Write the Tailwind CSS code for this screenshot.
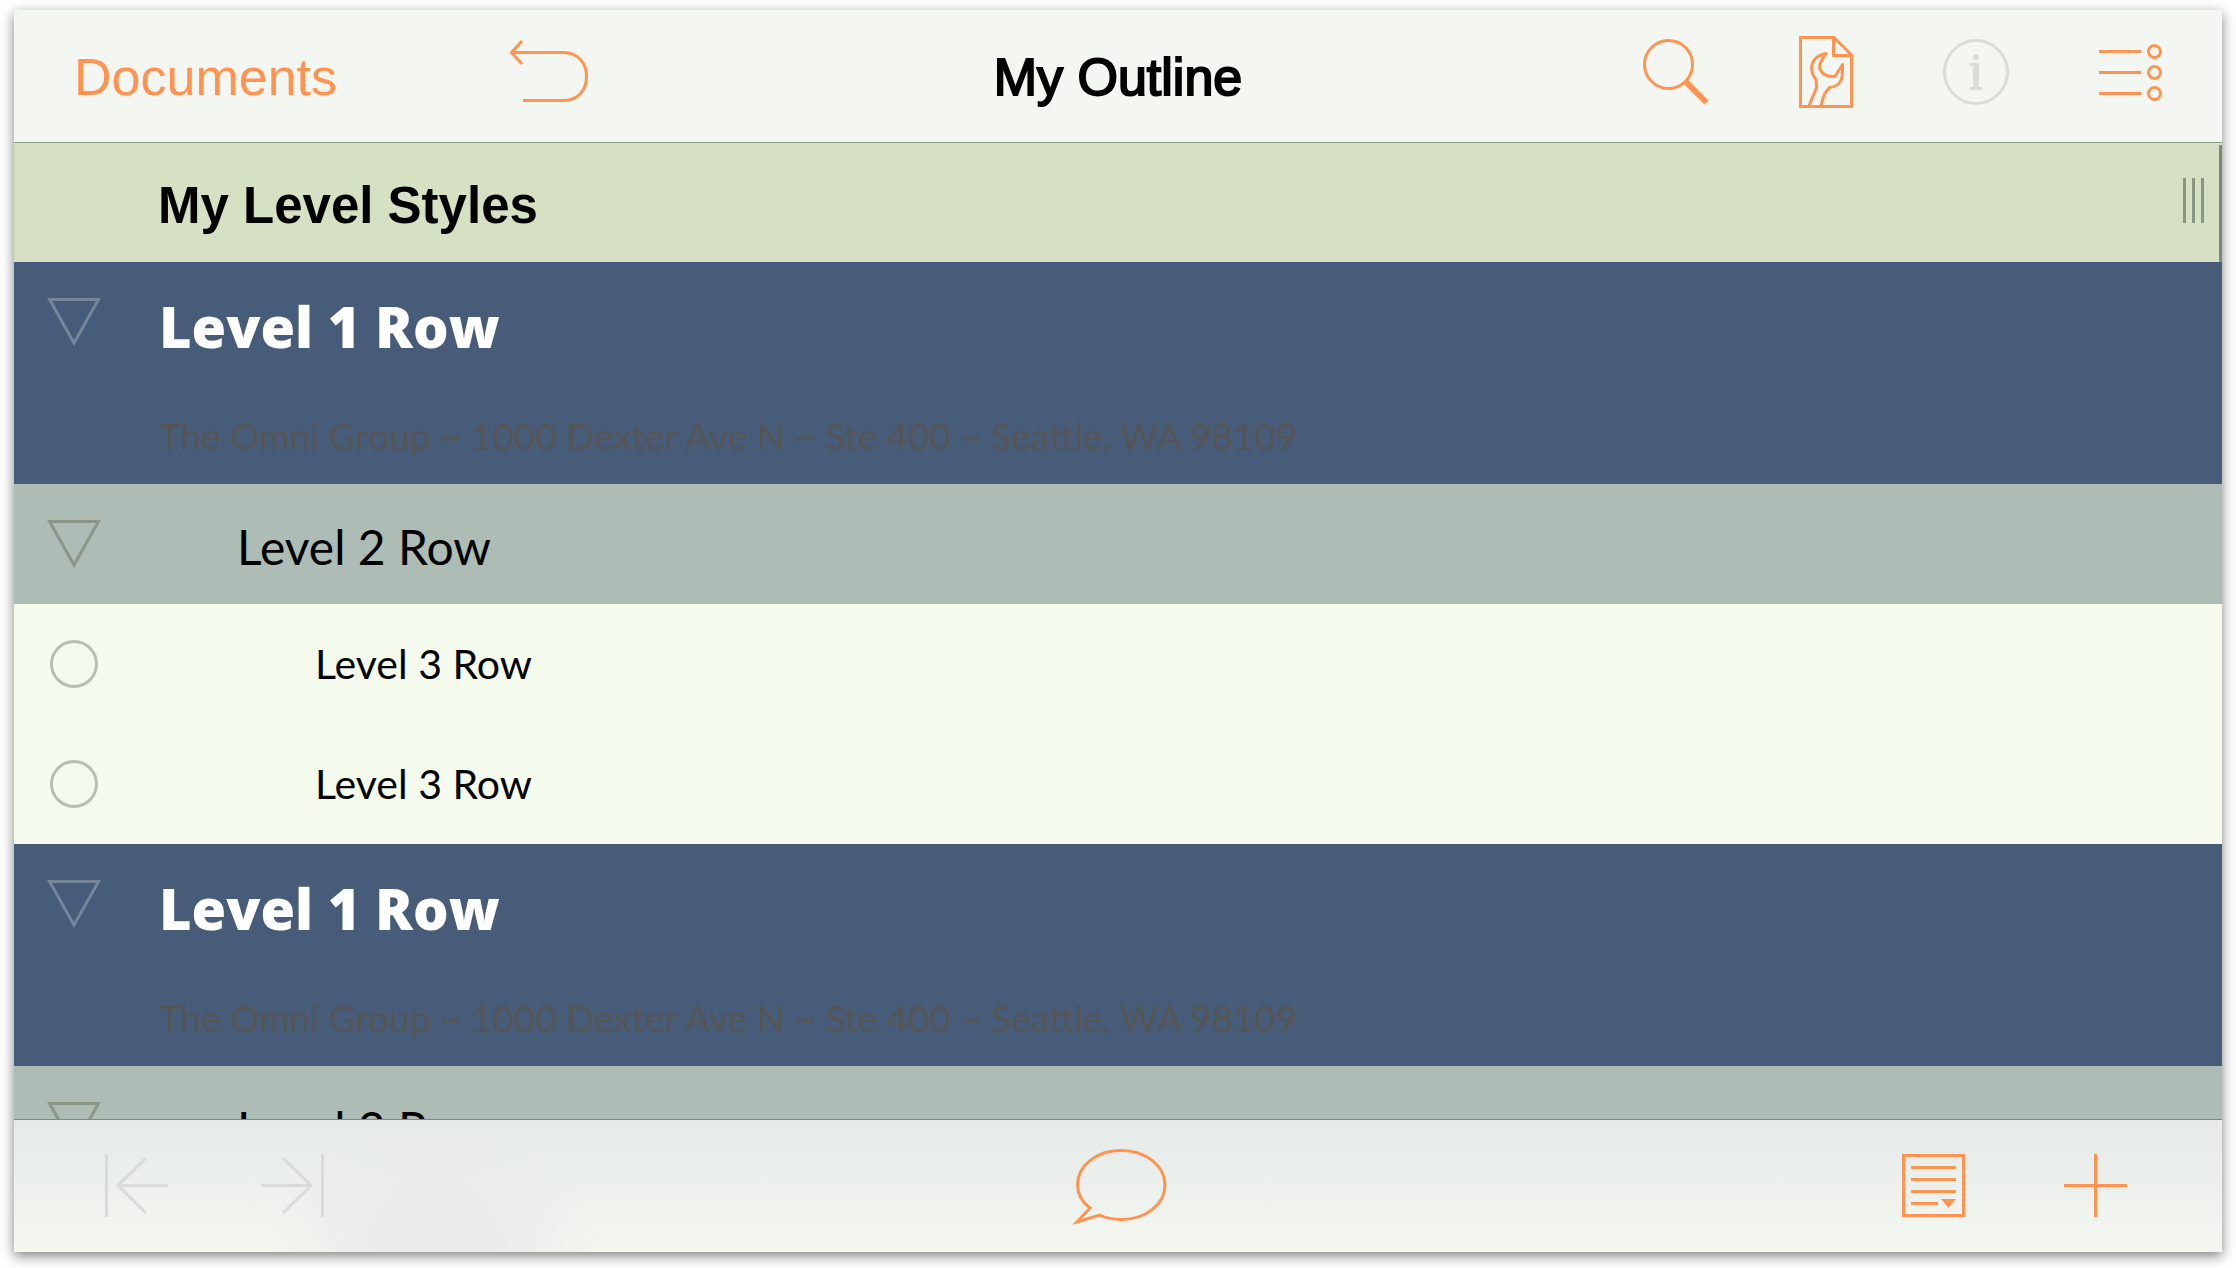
<!DOCTYPE html>
<html lang="en">
<head>
  <meta charset="UTF-8" />
  <meta name="viewport" content="width=device-width, initial-scale=1.0"/>
  <title>My Outline</title>
  <script src="https://cdn.jsdelivr.net/npm/@tailwindcss/browser@4"></script>
</head>
<body class="bg-white font-['Liberation_Sans',Arial,sans-serif] text-black">

  <div class="h-screen px-[14px] pt-[10px] pb-[16px]">
    <div class="relative flex h-full flex-col bg-[#f4f7f1] shadow-[0_4px_12px_rgba(0,0,0,0.5)]">

      <!-- Top bar -->
      <header class="grid h-[133px] shrink-0 grid-cols-[1fr_auto_1fr] items-center border-b border-[#8f9b8a] bg-[#f4f7f1] px-[60px] pb-[8px]">
        <div class="flex items-center gap-[172px]">
          <a href="#documents" class="pt-[10px] text-[52px] leading-[60px] text-[#ff934f]">Documents</a>
          <button type="button" aria-label="Undo" class="text-[#ff934f]">
            <svg class="block h-[66px] w-[80px]" viewBox="0 0 80 66" fill="none" stroke="currentColor" stroke-width="3">
              <path d="M13 2 L2.500 13.500 L13 25 M2.500 13.500 H54 C70 13.500 77.500 25 77.500 37.500 C77.500 50 70 61.500 54 61.500 H14" />
            </svg>
          </button>
        </div>
        <h1 class="pt-[10px] text-[52px] leading-[60px] [-webkit-text-stroke:2px_black]">My Outline</h1>
        <div class="flex items-center justify-end">
          <button type="button" aria-label="Search" class="mr-[90px] text-[#ff934f]">
            <svg class="block h-[66px] w-[66px]" viewBox="0 0 66 66" fill="none" stroke="currentColor">
              <circle cx="25.500" cy="25.500" r="24" stroke-width="3" />
              <path d="M42 42 L63.500 63.500" stroke-width="6" />
            </svg>
          </button>
          <button type="button" aria-label="Document settings" class="mr-[90px] text-[#ff934f]">
            <svg class="block h-[72px] w-[54px]" viewBox="0 0 54 72" fill="none" stroke="currentColor" stroke-width="3">
              <path d="M1.500 1.500 H35 L52.500 19 V70.500 H1.500 Z" />
              <path d="M34.500 1.500 V19.500 H52.500" />
              <path d="M10 70 L17.500 51.500 C17.500 43 16.500 43 14 39 C10 28 15 20 27 17.500 C23 23 20 28 20.500 32 C23 39 29 41 36 40.500 L43.500 28.500 C44 42 43 50 30.500 51.500 C25 58 24.500 59 22 70" stroke-linejoin="round" />
            </svg>
          </button>
          <button type="button" aria-label="Info" disabled class="mr-[90px] text-[#d9dcd7]">
            <svg class="block h-[66px] w-[66px]" viewBox="0 0 66 66" fill="currentColor">
              <circle cx="33" cy="33" r="31.500" fill="none" stroke="currentColor" stroke-width="3" />
              <circle cx="33" cy="18" r="3" />
              <path d="M27 24 H36 V48 H39 V51 H27 V48 H30 V27 H27 Z" />
            </svg>
          </button>
          <button type="button" aria-label="Contents" class="text-[#ff934f]">
            <svg class="block h-[57px] w-[63px]" viewBox="0 0 63 57" fill="none" stroke="currentColor" stroke-width="3">
              <path d="M0 7.500 H42 M0 28.500 H42 M0 49.500 H42" />
              <circle cx="55.500" cy="7.500" r="6" />
              <circle cx="55.500" cy="28.500" r="6" />
              <circle cx="55.500" cy="49.500" r="6" />
            </svg>
          </button>
        </div>
      </header>

      <!-- Outline rows -->
      <main class="relative min-h-0 flex-1 overflow-hidden bg-[#f5fbec]">
        <div class="flex h-[119px] items-center justify-between bg-[#d6e0c2] pr-[18px] pb-[4px] pl-[144px]">
          <h2 class="pt-[10px] text-[51px] leading-[60px] font-bold">My Level Styles</h2>
          <button type="button" aria-label="Resize column" class="flex gap-[6px]">
            <span class="h-[45px] w-[3px] bg-[#8b9586]"></span>
            <span class="h-[45px] w-[3px] bg-[#8b9586]"></span>
            <span class="h-[45px] w-[3px] bg-[#8b9586]"></span>
          </button>
        </div>

        <ul class="font-['Gill_Sans',Lato,sans-serif]">
          <li class="flex h-[222px] items-start bg-[#465c79] pt-[36px]">
            <button type="button" aria-label="Collapse row" class="ml-[33px] text-[#76879c]">
              <svg class="block h-[48px] w-[54px]" viewBox="0 0 54 48" fill="none" stroke="currentColor" stroke-width="3">
                <path d="M2.500 1.500 H51.500 L27 45 Z" />
              </svg>
            </button>
            <div class="ml-[58px]">
              <p class="font-['Gill_Sans','Open_Sans',sans-serif] text-[56px] leading-[56px] font-extrabold text-white">Level 1 Row</p>
              <p class="mt-[58px] text-[37px] leading-[48px] text-[#555555]">The Omni Group ~ 1000 Dexter Ave N ~ Ste 400 ~ Seattle, WA 98109</p>
            </div>
          </li>
          <li class="flex h-[120px] items-start bg-[#adbcb5] pt-[36px]">
            <button type="button" aria-label="Collapse row" class="ml-[33px] text-[#8b9588]">
              <svg class="block h-[48px] w-[54px]" viewBox="0 0 54 48" fill="none" stroke="currentColor" stroke-width="3">
                <path d="M2.500 1.500 H51.500 L27 45 Z" />
              </svg>
            </button>
            <p class="ml-[136px] text-[48px] leading-[54px]">Level 2 Row</p>
          </li>
          <li class="flex h-[120px] items-start bg-[#f5fbec] pt-[36px]">
            <button type="button" aria-label="Mark row done" class="ml-[36px] h-[48px] w-[48px] rounded-full border-3 border-[#b8bfb1]"></button>
            <p class="ml-[217px] text-[41px] leading-[48px]">Level 3 Row</p>
          </li>
          <li class="flex h-[120px] items-start bg-[#f5fbec] pt-[36px]">
            <button type="button" aria-label="Mark row done" class="ml-[36px] h-[48px] w-[48px] rounded-full border-3 border-[#b8bfb1]"></button>
            <p class="ml-[217px] text-[41px] leading-[48px]">Level 3 Row</p>
          </li>
          <li class="flex h-[222px] items-start bg-[#465c79] pt-[36px]">
            <button type="button" aria-label="Collapse row" class="ml-[33px] text-[#76879c]">
              <svg class="block h-[48px] w-[54px]" viewBox="0 0 54 48" fill="none" stroke="currentColor" stroke-width="3">
                <path d="M2.500 1.500 H51.500 L27 45 Z" />
              </svg>
            </button>
            <div class="ml-[58px]">
              <p class="font-['Gill_Sans','Open_Sans',sans-serif] text-[56px] leading-[56px] font-extrabold text-white">Level 1 Row</p>
              <p class="mt-[58px] text-[37px] leading-[48px] text-[#555555]">The Omni Group ~ 1000 Dexter Ave N ~ Ste 400 ~ Seattle, WA 98109</p>
            </div>
          </li>
          <li class="flex h-[120px] items-start bg-[#adbcb5] pt-[36px]">
            <button type="button" aria-label="Collapse row" class="ml-[33px] text-[#8b9588]">
              <svg class="block h-[48px] w-[54px]" viewBox="0 0 54 48" fill="none" stroke="currentColor" stroke-width="3">
                <path d="M2.500 1.500 H51.500 L27 45 Z" />
              </svg>
            </button>
            <p class="ml-[136px] text-[48px] leading-[54px]">Level 2 Row</p>
          </li>
        </ul>

        <!-- Scroll indicator -->
        <div class="absolute top-[2px] right-0 h-[117px] w-[3px] bg-[#7c887e]"></div>
      </main>

      <!-- Bottom bar -->
      <footer class="grid h-[133px] shrink-0 grid-cols-[1fr_auto_1fr] items-center border-t border-[#7d8982] bg-[radial-gradient(ellipse_170px_130px_at_420px_100%,#e8ebe8_30%,#e8ebe800_100%),linear-gradient(to_bottom,#e5eae9,#f4f7f0)] pr-[95px] pb-[2px] pl-[91px]">
        <div class="flex items-center gap-[93px] text-[#d9dbd8]">
          <button type="button" aria-label="Outdent" disabled>
            <svg class="block h-[63px] w-[63px]" viewBox="0 0 63 63" fill="none" stroke="currentColor" stroke-width="3">
              <path d="M1.500 0 V63 M63 31.500 H13 M41 4 L13 31.500 L41 59" />
            </svg>
          </button>
          <button type="button" aria-label="Indent" disabled>
            <svg class="block h-[63px] w-[63px]" viewBox="0 0 63 63" fill="none" stroke="currentColor" stroke-width="3">
              <path d="M61.500 0 V63 M0 31.500 H50 M22 4 L50 31.500 L22 59" />
            </svg>
          </button>
        </div>
        <button type="button" aria-label="Add note" class="pt-[4px] pl-[8px] text-[#ff934f]">
          <svg class="block h-[76px] w-[94px]" viewBox="0 0 94 76" fill="none" stroke="currentColor" stroke-width="3">
            <path d="M26.500 66 C33 69 41 70.500 48 70.500 C73 70.500 92 55 92 36 C92 17 73 1.500 48 1.500 C23 1.500 4.500 17 4.500 36 C4.500 45 9 53 17 59 L4 73 Z" />
          </svg>
        </button>
        <div class="flex items-center justify-end gap-[99px] text-[#ff934f]">
          <button type="button" aria-label="Row actions">
            <svg class="block h-[63px] w-[63px]" viewBox="0 0 63 63" fill="none" stroke="currentColor" stroke-width="3">
              <rect x="1.500" y="1.500" width="60" height="60" />
              <path d="M9 13.500 H54 M9 25.500 H54 M9 37.500 H54 M9 49.500 H36" />
              <path d="M39 45 H54 L46.500 54 Z" fill="currentColor" stroke="none" />
            </svg>
          </button>
          <button type="button" aria-label="Add row">
            <svg class="block h-[63px] w-[63px]" viewBox="0 0 63 63" fill="none" stroke="currentColor" stroke-width="3">
              <path d="M31.500 0 V63 M0 31.500 H63" />
            </svg>
          </button>
        </div>
      </footer>

    </div>
  </div>

</body>
</html>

==================================================

> **Instructions to follow**
Repeat the listing above exactly from its first line to the line containing "flex h-full flex-col", both included, and omit the pictures.

> **Full output**
Write the Tailwind CSS code for this screenshot.
<!DOCTYPE html>
<html lang="en">
<head>
  <meta charset="UTF-8" />
  <meta name="viewport" content="width=device-width, initial-scale=1.0"/>
  <title>My Outline</title>
  <script src="https://cdn.jsdelivr.net/npm/@tailwindcss/browser@4"></script>
</head>
<body class="bg-white font-['Liberation_Sans',Arial,sans-serif] text-black">

  <div class="h-screen px-[14px] pt-[10px] pb-[16px]">
    <div class="relative flex h-full flex-col bg-[#f4f7f1] shadow-[0_4px_12px_rgba(0,0,0,0.5)]">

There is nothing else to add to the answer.